A rescue URGENTLY needs to get this boy out - Irving went to NO public adoptions due to a couple dogs coming down with parvo!!


LOOKS LIKE MOST OF THE SHELTER ON URGENTS!

Irving Shelter had several adoption returns over the weekend who tested positive for parvo. There will be no adoptions to the public this week at Irving . Due to the need to thoroughly disinfect the shelter the population of dogs will be reduced to a manageable level. Rescues can pull any dogs that are at or past their adoption dates without charge. All dogs currently being treated for kennel cough in the vet area will be euthanized at close of business tomorrow (6/10). Any dog that is at or past it's adoption date is at risk of euthanasia after close of business tomorrow. If you intend to rescue any of these dogs please advise the shelter staff as soon as possible. If I can help with pull or transfer of any of these dogs please call me also.




This is from the Shelter Management: 
Irving Animal Services is willing to transport animals if needed.
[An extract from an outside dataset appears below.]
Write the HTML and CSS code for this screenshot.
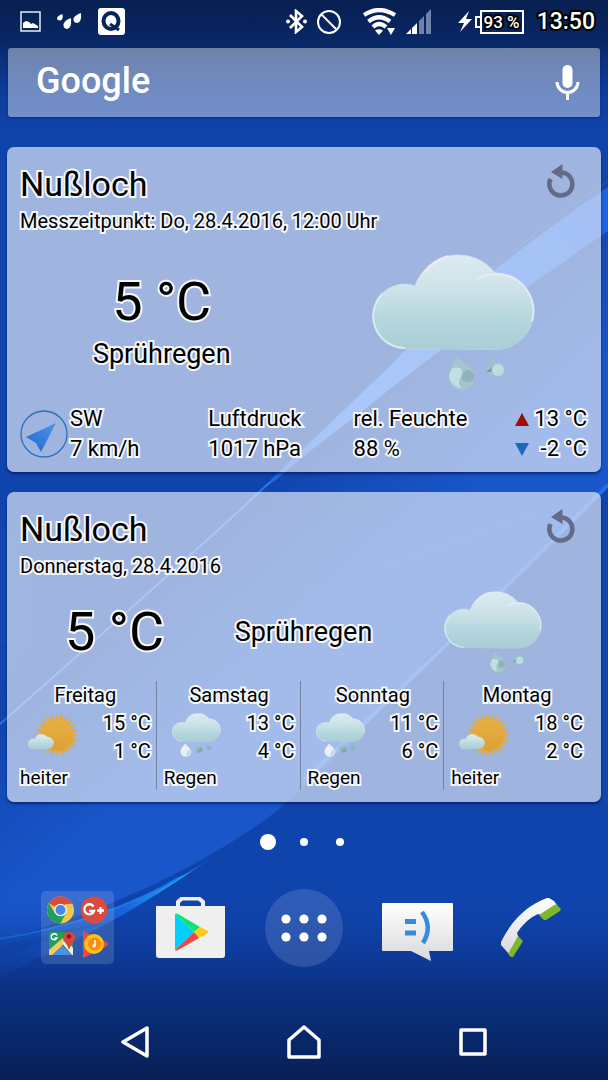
FILE: index.html
```html
<!DOCTYPE html>
<html lang="de">
<head>
<meta charset="utf-8">
<meta name="viewport" content="width=device-width, initial-scale=1">
<title>Startbildschirm</title>
<link rel="stylesheet" href="styles.css">
</head>
<body>
<svg class="wallpaper" viewBox="0 0 608 1080" preserveAspectRatio="none" aria-hidden="true">
  <defs>
    <linearGradient id="top" x1="0" y1="0" x2="0" y2="1">
      <stop offset="0" stop-color="#071f50"/><stop offset=".3" stop-color="#08255f" stop-opacity=".9"/><stop offset="1" stop-color="#0f40a5" stop-opacity="0"/>
    </linearGradient>
    <linearGradient id="bottom" x1="0" y1="0" x2="0" y2="1">
      <stop offset="0" stop-color="#0c3a98" stop-opacity="0"/><stop offset=".5" stop-color="#0a2c77" stop-opacity=".8"/><stop offset="1" stop-color="#071f54"/>
    </linearGradient>
    <linearGradient id="glow" gradientUnits="userSpaceOnUse" x1="400" y1="380" x2="487" y2="478">
      <stop offset="0" stop-color="#1146b0"/><stop offset="1" stop-color="#1956ca"/>
    </linearGradient>
    <linearGradient id="band" gradientUnits="userSpaceOnUse" x1="250" y1="500" x2="608" y2="200">
      <stop offset="0" stop-color="#1e63dc"/><stop offset=".3" stop-color="#2a76f0"/><stop offset="1" stop-color="#1b62e4"/>
    </linearGradient>
    <linearGradient id="ray" gradientUnits="userSpaceOnUse" x1="0" y1="950" x2="210" y2="860">
      <stop offset="0" stop-color="#1450c2"/><stop offset=".6" stop-color="#1b6ae2"/><stop offset=".85" stop-color="#10b4fa"/><stop offset="1" stop-color="#10c4ff" stop-opacity="0"/>
    </linearGradient>
  </defs>
  <rect width="608" height="1080" fill="#1044ad"/>
  <path d="M608 230L530 283L360 415L270 482L0 725V940Q150 900 265 820Q330 770 430 655L608 488Z" fill="url(#glow)"/>
  <path d="M608 187Q470 280 390 366L258 492L276 480Q310 450 360 413Q450 340 608 231Z" fill="url(#band)"/>
  <path d="M608 181Q530 235 440 310" fill="none" stroke="#2867cf" stroke-width="1" opacity=".6"/>
  <path d="M270 482Q200 548 0 724" fill="none" stroke="#2a74e8" stroke-width="2"/>
  <path d="M0 520Q70 600 0 690Z" fill="#164cb8" opacity=".4"/>
  <path d="M0 515Q50 560 130 607M100 535Q260 500 360 490M0 640Q180 650 540 510" fill="none" stroke="#2865cf" opacity=".35"/>
  <path d="M608 485Q480 615 304 780" fill="none" stroke="#2575ea" stroke-width="4" opacity=".8"/>
  <path d="M0 938Q120 918 210 859Q130 914 84 935Q40 958 0 976Z" fill="url(#ray)"/>
  <path d="M0 946Q60 930 110 922Q60 935 0 957Z" fill="#0f46b4" opacity=".5"/>
  <path d="M0 939Q110 920 180 877" fill="none" stroke="#1e78ee" stroke-width="2"/>
  <rect width="608" height="145" fill="url(#top)"/>
  <rect y="900" width="608" height="180" fill="url(#bottom)"/>
</svg>

<svg class="sprites" width="0" height="0" aria-hidden="true">
  <defs>
    <linearGradient id="cloudfill" x1="0" y1="0" x2="0" y2="1">
      <stop offset="0" stop-color="#dcebf0"/><stop offset=".35" stop-color="#cde3e8"/><stop offset=".75" stop-color="#b0d5dc"/><stop offset="1" stop-color="#a9ced6"/>
    </linearGradient>
    <linearGradient id="sunfill" x1="0" y1="0" x2="0" y2="1">
      <stop offset="0" stop-color="#e6b043"/><stop offset="1" stop-color="#dda136"/>
    </linearGradient>
    <g id="cloud">
      <path d="M33 94.500A32 32 0 0 1 33 30Q38 30 43 32A46 46 0 0 1 123 19A38 38 0 0 1 124 95.500Z" fill="url(#cloudfill)" stroke="#d3e6ec" stroke-width="1" stroke-opacity=".7"/>
      <path d="M33 94A32 32 0 0 1 10 40" fill="none" stroke="#e0f0f3" stroke-width="2" opacity=".8"/>
      <path d="M52 19A46 46 0 0 1 76 2" fill="none" stroke="#f0effa" stroke-width="2" opacity=".8"/>
      <path d="M104 26Q113 20 124 20A37 37 0 0 1 160 67" fill="none" stroke="#ecedf8" stroke-width="2" opacity=".75"/>
    </g>
    <g id="drops">
      <path d="M84 103Q96 110 101 117A13 13 0 1 1 77 121Q79 113 84 103Z" fill="#a4c4ce"/>
      <path d="M80 114Q92 112 90 120Q84 130 90 134A13 13 0 0 1 77 121Z" fill="#bfe0e2"/>
      <path d="M90 126Q90 115 97 116Q105 121 101 126Q97 130 90 126Z" fill="#8fb2b9"/>
      <path d="M119 103Q123 108 128 109A8 8 0 1 1 118 121L114 118Q117 111 119 103Z" fill="#9fc1cc"/>
      <circle cx="126" cy="116" r="6" fill="#b9dedf"/>
      <path d="M114 118L120 113L119 118Z" fill="#7899b2"/>
    </g>
    <symbol id="drizzle" viewBox="0 0 163 137"><use href="#cloud"/><use href="#drops"/></symbol>
    <symbol id="rain" viewBox="0 0 163 147">
      <use href="#cloud"/>
      <path d="M43 102Q64 121 64 129A18 17 0 1 1 28 129Q30 116 43 102Z" fill="#e9f0f9"/>
      <path d="M47 143Q47 126 60 122Q68 140 47 143Z" fill="#c6d8e6"/>
      <circle cx="90" cy="121" r="13" fill="#98bdc4"/><path d="M84 129Q84 119 100 116Q106 130 90 134Z" fill="#83a6b3"/>
      <circle cx="123" cy="117" r="8" fill="#8eb4bd"/>
    </symbol>
    <path id="tip" d="M-2.600 -14L0 -22L2.600 -14Z"/>
    <g id="tips"><use href="#tip"/><use href="#tip" transform="rotate(15)"/><use href="#tip" transform="rotate(30)"/></g>
    <symbol id="fair" viewBox="0 0 52 44">
      <g transform="translate(30 22)">
        <g fill="#e2aa3e">
          <use href="#tips"/><use href="#tips" transform="rotate(45)"/><use href="#tips" transform="rotate(90)"/><use href="#tips" transform="rotate(135)"/>
          <use href="#tips" transform="rotate(180)"/><use href="#tips" transform="rotate(225)"/><use href="#tips" transform="rotate(270)"/><use href="#tips" transform="rotate(315)"/>
        </g>
        <circle r="15.500" fill="url(#sunfill)"/>
      </g>
      <use href="#cloud" transform="translate(1 21) scale(.158)"/>
    </symbol>
    <symbol id="reload" viewBox="0 0 28 34">
      <path d="M14 8.500A11.500 11.500 0 1 1 3.500 15" fill="none" stroke="#626c89" stroke-width="4.600"/>
      <path d="M4 8L15.500 0V15Z" fill="#626c89"/>
    </symbol>
  </defs>
</svg>

<div class="screen">
  <header class="status">
    <div class="status-left">
      <svg width="21" height="21" viewBox="0 0 21 21"><path d="M1 1H20V20H1Z" fill="none" stroke="#e8ebf2" stroke-width="1.500"/><path d="M3 17V12L6 10L9 11L11 13L13 12L18 15V17Z" fill="#fff"/></svg>
      <svg width="25" height="17" viewBox="0 0 25 17" fill="#fff"><path d="M5.500 1Q6.500 7 3 7.500Q0 7.500 0 5Q1 2.500 5.500 1Z"/><path d="M14 5Q15 15.500 10 16Q6 15.500 6.500 11Q8 7 14 5Z"/><path d="M24 0Q25 9.500 20 10Q16 9.500 16.500 5.500Q18 2 24 0Z"/></svg>
      <svg width="27" height="27" viewBox="0 0 27 27"><rect width="27" height="27" rx="3" fill="#fff"/><ellipse cx="13" cy="13" rx="7.500" ry="8" fill="none" stroke="#08245c" stroke-width="4"/><path d="M12 16L21 22" stroke="#08245c" stroke-width="3"/></svg>
    </div>
    <div class="status-right">
      <svg width="21" height="25" viewBox="0 0 21 25"><path d="M4 6L16 18L10 23V2L16 7L4 19" fill="none" stroke="#fff" stroke-width="2.600"/><circle cx="2" cy="12.500" r="2" fill="#fff"/><circle cx="19" cy="12.500" r="2" fill="#fff"/></svg>
      <svg class="blocked" width="24" height="24" viewBox="0 0 24 24" fill="none" stroke="#fff" stroke-width="2"><circle cx="12" cy="12" r="11"/><path d="M4 4L20 20"/></svg>
      <svg class="wifi" width="33" height="27" viewBox="0 0 33 27"><g fill="none" stroke="#fff" stroke-width="4.200"><path d="M1 7Q16 -3 32 7"/><path d="M5.500 13.500Q16 5 27 13.500"/><path d="M10 19Q16 13 23 19"/></g><path d="M12 22.500Q16 20 20 22.500L16 27Z" fill="#fff"/><path d="M24 20H32L28 27Z" fill="#fff"/></svg>
      <svg class="signal" width="26" height="25" viewBox="0 0 26 25"><path d="M0 25L5 20V25ZM6 19L11 14V25H6Z" fill="#fff"/><path d="M13 12L18 7V25H13ZM20 5L25 0V25H20Z" fill="#6e82ab"/></svg>
      <svg class="bolt" width="14" height="21" viewBox="0 0 14 21"><path d="M11 0L0 12H6L2 21L14 8H8Z" fill="#fff"/></svg>
      <div class="battery"><span class="battery-tip"></span><span class="battery-text">93 %</span></div>
      <time class="clock">13:50</time>
    </div>
  </header>

  <form class="search">
    <button class="google" type="button">Google</button>
    <button class="mic" type="button" aria-label="Sprachsuche"><svg width="25" height="35" viewBox="0 0 25 35"><rect x="7.500" width="10" height="23" rx="5" fill="#fff"/><path d="M2 17A10.500 10.500 0 0 0 23 17M12.500 27V35" fill="none" stroke="#fff" stroke-width="3"/></svg></button>
  </form>

  <main class="widgets">
    <section class="card">
      <div class="head">
        <div><h2 class="place">Nußloch</h2><p class="when">Messzeitpunkt: Do, 28.4.2016, 12:00 Uhr</p></div>
        <button class="reload" type="button" aria-label="Aktualisieren"><svg width="28" height="34"><use href="#reload"/></svg></button>
      </div>
      <div class="stage">
        <div class="reading"><p class="degrees">5 °C</p><p class="condition">Sprühregen</p></div>
        <svg class="sky" width="163" height="137" role="img" aria-label="Sprühregen"><use href="#drizzle"/></svg>
      </div>
      <div class="details">
        <div class="wind">
          <svg width="48" height="48" viewBox="0 0 48 48"><defs><linearGradient id="needle" x1="1" y1="0" x2="0" y2="1"><stop offset="0" stop-color="#4b97e8"/><stop offset="1" stop-color="#2265cf"/></linearGradient></defs><circle cx="24" cy="24" r="23" fill="none" stroke="#2d6fb8" stroke-width="1.300"/><path d="M36 13L21 42L16 33L6 27Z" fill="url(#needle)"/></svg>
          <p>SW<br>7 km/h</p>
        </div>
        <p>Luftdruck<br>1017 hPa</p>
        <p>rel. Feuchte<br>88 %</p>
        <div class="range">
          <svg width="14" height="13" viewBox="0 0 14 13"><path d="M7 0L14 13H0Z" fill="#a30d0b"/></svg><span>13 °C</span>
          <svg width="14" height="13" viewBox="0 0 14 13"><path d="M0 0H14L7 13Z" fill="#1d6bb8"/></svg><span>-2 °C</span>
        </div>
      </div>
    </section>

    <section class="card">
      <div class="head">
        <div><h2 class="place">Nußloch</h2><p class="when">Donnerstag, 28.4.2016</p></div>
        <button class="reload" type="button" aria-label="Aktualisieren"><svg width="28" height="34"><use href="#reload"/></svg></button>
      </div>
      <div class="today">
        <p class="degrees">5 °C</p><p class="condition">Sprühregen</p>
        <svg width="98" height="82" role="img" aria-label="Sprühregen"><use href="#drizzle"/></svg>
      </div>
      <div class="forecast">
        <article class="day"><h3>Freitag</h3><svg class="fair" width="52" height="44"><use href="#fair"/></svg><p class="temps">15 °C<br>1 °C</p><p class="outlook">heiter</p></article>
        <article class="day"><h3>Samstag</h3><svg class="rain" width="49" height="44"><use href="#rain"/></svg><p class="temps">13 °C<br>4 °C</p><p class="outlook">Regen</p></article>
        <article class="day"><h3>Sonntag</h3><svg class="rain" width="49" height="44"><use href="#rain"/></svg><p class="temps">11 °C<br>6 °C</p><p class="outlook">Regen</p></article>
        <article class="day"><h3>Montag</h3><svg class="fair" width="52" height="44"><use href="#fair"/></svg><p class="temps">18 °C<br>2 °C</p><p class="outlook">heiter</p></article>
      </div>
    </section>
  </main>

  <div class="pages"><span class="page"><i class="dot current"></i></span><span class="page"><i class="dot"></i></span><span class="page"><i class="dot"></i></span></div>

  <div class="dock">
    <button type="button" aria-label="Google-Ordner">
      <svg width="73" height="73" viewBox="0 0 73 73">
        <rect width="73" height="73" rx="5" fill="#fff" fill-opacity=".14"/>
        <g transform="translate(19.500 19)"><circle r="13.500" fill="#efc84c"/><path d="M0 0L-11.700 -6.700A13.500 13.500 0 0 1 12 -6.200L5 -6Z" fill="#d84b3f"/><path d="M-11.700 -6.700L-5 4L5 4L0 13.500A13.500 13.500 0 0 1 -11.700 -6.700Z" fill="#1f9f5c"/><circle r="6.300" fill="#f1f1f1"/><circle r="5" fill="#4689e8"/></g>
        <g transform="translate(53 19)"><circle r="13.500" fill="#d84b3f"/><path d="M-.500 -3.500A5 5 0 1 0 0 1H-5M6.500 -3V4M3 .500H10" fill="none" stroke="#fff" stroke-width="2.300"/></g>
        <g transform="translate(8 41)"><path d="M0 0H18L24 10V23H0Z" fill="#249c5c"/><path d="M2 23L12 12L22 23Z" fill="#4d90e6"/><path d="M0 18L17 3L21 6L3 23H0Z" fill="#f2cd59"/><path d="M13 11L17 8L24 16V23H23Z" fill="#eee"/><path d="M8 3.500A3 3 0 1 0 8 6H5.500" fill="none" stroke="#fff" stroke-width="1.500"/><path d="M20 18Q18 12 15 9A6 6 0 1 1 25 9Q22 12 20 18Z" fill="#d7473d"/><circle cx="20" cy="4.500" r="2.200" fill="#7c1c1b"/></g>
        <path d="M42 40L67 52Q67 54 66 55L42 67Z" fill="#ee4b3b"/><circle cx="53" cy="53" r="10" fill="#fec216"/><circle cx="53.500" cy="53" r="6.500" fill="#f88d12"/><path d="M54 49V55" stroke="#fff" stroke-width="1.500"/><circle cx="52.900" cy="55" r="1.600" fill="#fff"/>
      </svg>
    </button>
    <button type="button" aria-label="Play Store">
      <svg width="69" height="61" viewBox="0 0 69 61"><path d="M22 10V5L26 1.500H43L47 5V10" fill="none" stroke="#efefef" stroke-width="4"/><path d="M0 9H69V58Q69 61 66 61H3Q0 61 0 58Z" fill="#efefef"/><path d="M19 17V53L38 35Z" fill="#00cfff"/><path d="M19 17Q20 16 22 17L44 30L38 35Z" fill="#0be578"/><path d="M44 30L52 34Q53 35 52 36L43 41L38 35Z" fill="#ffc914"/><path d="M19 53Q20 54 22 53L43 41L38 35Z" fill="#f2473f"/></svg>
    </button>
    <button type="button" aria-label="Alle Apps">
      <svg width="78" height="78" viewBox="0 0 78 78"><circle cx="39" cy="39" r="39" fill="#fff" fill-opacity=".13"/><g fill="#fff"><circle cx="21" cy="30" r="4.600"/><circle cx="39" cy="30" r="4.600"/><circle cx="57" cy="30" r="4.600"/><circle cx="21" cy="48" r="4.600"/><circle cx="39" cy="48" r="4.600"/><circle cx="57" cy="48" r="4.600"/></g></svg>
    </button>
    <button type="button" aria-label="Nachrichten">
      <svg class="low" width="71" height="59" viewBox="0 0 71 59"><defs><linearGradient id="paper" x1="0" y1="0" x2="0" y2="1"><stop offset="0" stop-color="#fff"/><stop offset="1" stop-color="#d9d9dc"/></linearGradient></defs><path d="M1 0H70Q71 0 71 1V47Q71 48 70 48H47L49 58L29 48H1Q0 48 0 47V1Q0 0 1 0Z" fill="url(#paper)"/><path d="M23 18.500H34M23 30H34" stroke="#358be0" stroke-width="5"/><path d="M40 9Q51 24 41 40" fill="none" stroke="#358be0" stroke-width="4.500"/></svg>
    </button>
    <button type="button" aria-label="Telefon">
      <svg width="61" height="61" viewBox="0 0 61 61"><path d="M1 48V45Q17 12 47 1H49L54 4L57 8L41 18L38 17Q26 22 17 36L18 39L19 41L9 57Z" fill="url(#paper)"/><path d="M39 18L56 7L61 12L60 14L46 23H44ZM18 39L23 44L13 60H11L8 57Z" fill="#80b62b"/></svg>
    </button>
  </div>

  <nav class="nav">
    <button type="button" aria-label="Zurück"><svg width="28" height="32" viewBox="0 0 28 32"><path d="M26 2V30L2 16Z" fill="none" stroke="#fff" stroke-width="3.500" stroke-linejoin="round"/></svg></button>
    <button type="button" aria-label="Startseite"><svg width="34" height="34" viewBox="0 0 34 34"><path d="M2 32V15L17 2L32 15V32Z" fill="none" stroke="#fff" stroke-width="3.500" stroke-linejoin="round"/></svg></button>
    <button type="button" aria-label="Übersicht"><svg width="28" height="28" viewBox="0 0 28 28"><path d="M2 2H26V26H2Z" fill="none" stroke="#fff" stroke-width="3.500" stroke-linejoin="round"/></svg></button>
  </nav>
</div>
</body>
</html>
```

FILE: styles.css
```css
* { box-sizing: border-box; }

body {
  margin: 0;
  background: #1044ad;
  color: #000;
  font-family: Roboto, "Liberation Sans", sans-serif;
}

h2, h3, p { margin: 0; font-weight: 400; }
svg { display: block; flex: none; }

button {
  padding: 0;
  border: 0;
  background: none;
  color: inherit;
  font: inherit;
}

.wallpaper { position: absolute; z-index: -1; inset: 0; width: 100%; height: 100%; }
.sprites { position: absolute; }

.screen { display: flex; flex-direction: column; min-height: 100vh; }

/* Status bar */
.status {
  display: flex;
  justify-content: space-between;
  height: 48px;
  padding: 0 13px 5px 20px;
  color: #fff;
}
.status-left, .status-right { display: flex; align-items: center; }
.status-left { gap: 16px; }
.blocked { margin-left: 10px; }
.wifi { margin-left: 22px; }
.signal { margin-left: 10px; }
.bolt { margin-left: 26px; }
.battery { display: flex; align-items: center; margin: 0 13px 0 3px; }
.battery-tip { width: 5px; height: 12px; border: 2px solid #fff; border-right: 0; }
.battery-text {
  height: 24px;
  padding: 0 2px;
  border: 2px solid #fff;
  font-size: 17px;
  font-weight: 500;
  line-height: 20px;
}
.clock { font-size: 23px; font-weight: 500; line-height: 28px; }
.battery-text, .clock { -webkit-text-stroke: 4px #000; paint-order: stroke fill; }

/* Search */
.search {
  display: flex;
  align-items: center;
  justify-content: space-between;
  height: 69px;
  margin: 0 8px;
  padding: 0 20px 0 28px;
  border-radius: 3px;
  background: rgba(255, 255, 255, .41);
  box-shadow: 0 1px 2px rgba(0, 20, 80, .4);
}
.google {
  padding-bottom: 4px;
  color: #fff;
  font-size: 36px;
  font-weight: 500;
  line-height: 44px;
}

/* Weather cards */
.widgets { display: grid; gap: 20px; margin: 30px 7px 0; }
.card {
  padding: 17px 14px 8px 13px;
  border-radius: 7px;
  background: rgba(255, 255, 255, .6);
  box-shadow: 0 2px 3px rgba(0, 15, 70, .6);
  -webkit-text-stroke: 4px #f4f7fc;
  paint-order: stroke fill;
}
.head { display: flex; justify-content: space-between; align-items: flex-start; height: 73px; }
.place { font-size: 34px; line-height: 40px; }
.when { font-size: 20px; line-height: 34px; }
.reload { margin-right: 12px; }
.degrees { font-size: 54px; line-height: 64px; }
.condition { font-size: 27px; line-height: 40px; }

.stage {
  display: grid;
  grid-template-columns: 1fr 1fr;
  gap: 8px;
  height: 167px;
  padding-top: 17px;
  margin-right: -8px;
  justify-items: center;
}
.reading { padding-top: 16px; text-align: center; }

.details {
  display: grid;
  grid-template-columns: 188fr 145fr 161fr 72fr;
  font-size: 22px;
  line-height: 30px;
}
.wind { display: flex; align-items: center; gap: 2px; }
.range { display: grid; grid-template-columns: 14px 1fr; align-items: center; text-align: right; white-space: nowrap; }

.today {
  display: grid;
  grid-template-columns: 1fr 1fr 1fr;
  place-items: center;
  height: 99px;
}
.forecast { display: grid; grid-template-columns: repeat(4, 1fr); margin: 0 -1px 4px -7px; }
.day {
  display: grid;
  grid-template-columns: 1fr 1fr;
  padding: 0 5px 0 7px;
  border-right: 1px solid #7481a0;
  font-size: 20px;
  line-height: 28px;
}
.day:last-child { border-right: 0; }
.day h3 { grid-column: 1 / -1; font-size: 20px; text-align: center; }
.fair { margin: 4px 0 0 7px; }
.rain { margin: 4px 0 0 8px; }
.temps { text-align: right; white-space: nowrap; }
.outlook { grid-column: 1 / -1; font-size: 19px; line-height: 25px; }

/* Page indicator */
.pages { display: flex; justify-content: center; height: 80px; }
.page { display: grid; place-items: center; width: 36px; }
.dot { width: 8px; height: 8px; border-radius: 50%; background: #fff; }
.current { width: 16px; height: 16px; }

/* Dock and navigation */
.dock { display: grid; grid-template-columns: repeat(5, 1fr); align-items: center; height: 91px; padding: 0 21px; }
.dock button, .nav button { display: grid; place-items: center; }
.low { margin-top: 10px; }
.nav { display: grid; grid-template-columns: repeat(3, 1fr); align-items: center; height: 76px; margin-top: auto; padding: 0 50px; }
```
We do not think everything has been exposed but are implementing procedures to safeguard our adoption partners and any potential adopters 
This is a link to the URGENT dogs.

IF YOU WANT TO RESCUE AN URGENT DOG AFTER THE SHELTER IS CLOSED CALL THE RESCUE HOTLINE 972-721-3597 
Irving Shelter Tel.



972-721-2256 
THE NEW IRVING SHELTER HOURS: M-F 12:00pm to 7m....Sat 12:00pm to 6m...Sun clsd 
Russell Posch 
Shelter Walker 
RESCUES ONLY ~ 214-529-2920


----------



## CindyM (Mar 20, 2007)

bump


----------



## shilohsmom (Jul 14, 2003)

Ok, his avail date is 6-11, so based on the above he should not be euthanized tonight right????


----------



## shilohsmom (Jul 14, 2003)

Oh my, just went to the website and they have several pups with strong GSD features listed as Rotie mixs....these poor babies time is up-thier date was yesterday


----------



## Borrelli21 (Oct 16, 2007)

> Originally Posted By: shilohsmomOh my, just went to the website and they have several pups with strong GSD features listed as Rotie mixs....these poor babies time is up-thier date was yesterday


Yes, I see! This one does not look rottie to me! 

http://www.petfinder.com/petnote/displaypet.cgi?petid=11018416


----------



## shilohsmom (Jul 14, 2003)

I agree. Doesn't look like they are doing to get out alive...poor babies...


----------



## shilohsmom (Jul 14, 2003)

Heres a bump for the end of my day...at least he can be number one if only for a moment!!


----------



## sravictor (Mar 17, 2008)

Bump the senior


----------



## shilohsmom (Jul 14, 2003)

bumping this boy right back into the spotlight!!


----------



## CindyM (Mar 20, 2007)

Listing removed... the volunteer that I got the e-mail I posted from said she felt he was rescued. Let's hope so.


----------